═════ DATA SECTION ═════

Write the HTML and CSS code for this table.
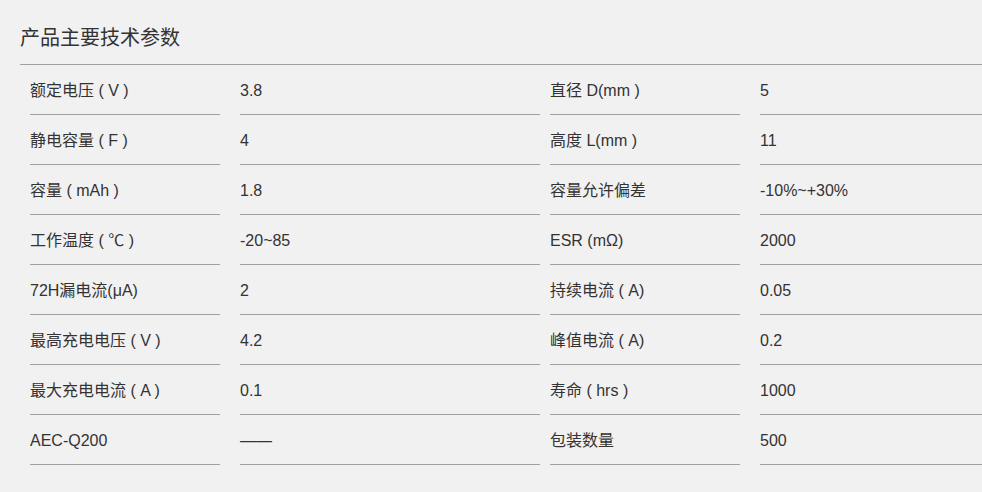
FILE: index.html
```html
<!DOCTYPE html>
<html lang="zh-CN">
<head>
<meta charset="utf-8">
<title>产品主要技术参数</title>
<link rel="stylesheet" href="styles.css">
</head>
<body>
<section class="params">
  <h2 class="params-title">产品主要技术参数</h2>
  <div class="spec-grid">
    <div class="cell label">额定电压 ( V )</div><div class="cell value">3.8</div>
    <div class="cell label alt">直径 D(mm )</div><div class="cell value alt">5</div>

    <div class="cell label">静电容量 ( F )</div><div class="cell value">4</div>
    <div class="cell label alt">高度 L(mm )</div><div class="cell value alt">11</div>

    <div class="cell label">容量 ( mAh )</div><div class="cell value">1.8</div>
    <div class="cell label alt">容量允许偏差</div><div class="cell value alt">-10%~+30%</div>

    <div class="cell label">工作温度 ( ℃ )</div><div class="cell value">-20~85</div>
    <div class="cell label alt">ESR (mΩ)</div><div class="cell value alt">2000</div>

    <div class="cell label">72H漏电流(μA)</div><div class="cell value">2</div>
    <div class="cell label alt">持续电流 ( A)</div><div class="cell value alt">0.05</div>

    <div class="cell label">最高充电电压 ( V )</div><div class="cell value">4.2</div>
    <div class="cell label alt">峰值电流 ( A)</div><div class="cell value alt">0.2</div>

    <div class="cell label">最大充电电流 ( A )</div><div class="cell value">0.1</div>
    <div class="cell label alt">寿命 ( hrs )</div><div class="cell value alt">1000</div>

    <div class="cell label">AEC-Q200</div><div class="cell value">——</div>
    <div class="cell label alt">包装数量</div><div class="cell value alt">500</div>
  </div>
</section>
</body>
</html>
```
FILE: styles.css
```css
html, body {
  margin: 0;
  padding: 0;
  background: #f1f1f1;
  overflow: hidden;
}
body {
  font-family: "Liberation Sans", "Noto Sans CJK SC", sans-serif;
  color: #333;
}
.params {
  margin-left: 20px;
}
.params-title {
  margin: 0;
  padding: 23px 0 11px;
  line-height: 30px;
  font-size: 20px;
  font-weight: normal;
  color: #333;
  border-bottom: 1px solid #a0a0a0;
}
.spec-grid {
  display: grid;
  grid-template-columns: 200px 320px 200px 1fr;
}
.cell {
  font-size: 16px;
  line-height: 47px;
  height: 47px;
  padding-top: 2px;
  border-bottom: 1px solid #a0a0a0;
  white-space: nowrap;
}
.label {
  margin-left: 10px;
}
.value {
  margin-left: 20px;
}
```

═════

Go through the material above and print all of it exactly, except the pictures.

Write the HTML and CSS code for this table.
FILE: index.html
```html
<!DOCTYPE html>
<html lang="zh-CN">
<head>
<meta charset="utf-8">
<title>产品主要技术参数</title>
<link rel="stylesheet" href="styles.css">
</head>
<body>
<section class="params">
  <h2 class="params-title">产品主要技术参数</h2>
  <div class="spec-grid">
    <div class="cell label">额定电压 ( V )</div><div class="cell value">3.8</div>
    <div class="cell label alt">直径 D(mm )</div><div class="cell value alt">5</div>

    <div class="cell label">静电容量 ( F )</div><div class="cell value">4</div>
    <div class="cell label alt">高度 L(mm )</div><div class="cell value alt">11</div>

    <div class="cell label">容量 ( mAh )</div><div class="cell value">1.8</div>
    <div class="cell label alt">容量允许偏差</div><div class="cell value alt">-10%~+30%</div>

    <div class="cell label">工作温度 ( ℃ )</div><div class="cell value">-20~85</div>
    <div class="cell label alt">ESR (mΩ)</div><div class="cell value alt">2000</div>

    <div class="cell label">72H漏电流(μA)</div><div class="cell value">2</div>
    <div class="cell label alt">持续电流 ( A)</div><div class="cell value alt">0.05</div>

    <div class="cell label">最高充电电压 ( V )</div><div class="cell value">4.2</div>
    <div class="cell label alt">峰值电流 ( A)</div><div class="cell value alt">0.2</div>

    <div class="cell label">最大充电电流 ( A )</div><div class="cell value">0.1</div>
    <div class="cell label alt">寿命 ( hrs )</div><div class="cell value alt">1000</div>

    <div class="cell label">AEC-Q200</div><div class="cell value">——</div>
    <div class="cell label alt">包装数量</div><div class="cell value alt">500</div>
  </div>
</section>
</body>
</html>
```
FILE: styles.css
```css
html, body {
  margin: 0;
  padding: 0;
  background: #f1f1f1;
  overflow: hidden;
}
body {
  font-family: "Liberation Sans", "Noto Sans CJK SC", sans-serif;
  color: #333;
}
.params {
  margin-left: 20px;
}
.params-title {
  margin: 0;
  padding: 23px 0 11px;
  line-height: 30px;
  font-size: 20px;
  font-weight: normal;
  color: #333;
  border-bottom: 1px solid #a0a0a0;
}
.spec-grid {
  display: grid;
  grid-template-columns: 200px 320px 200px 1fr;
}
.cell {
  font-size: 16px;
  line-height: 47px;
  height: 47px;
  padding-top: 2px;
  border-bottom: 1px solid #a0a0a0;
  white-space: nowrap;
}
.label {
  margin-left: 10px;
}
.value {
  margin-left: 20px;
}
```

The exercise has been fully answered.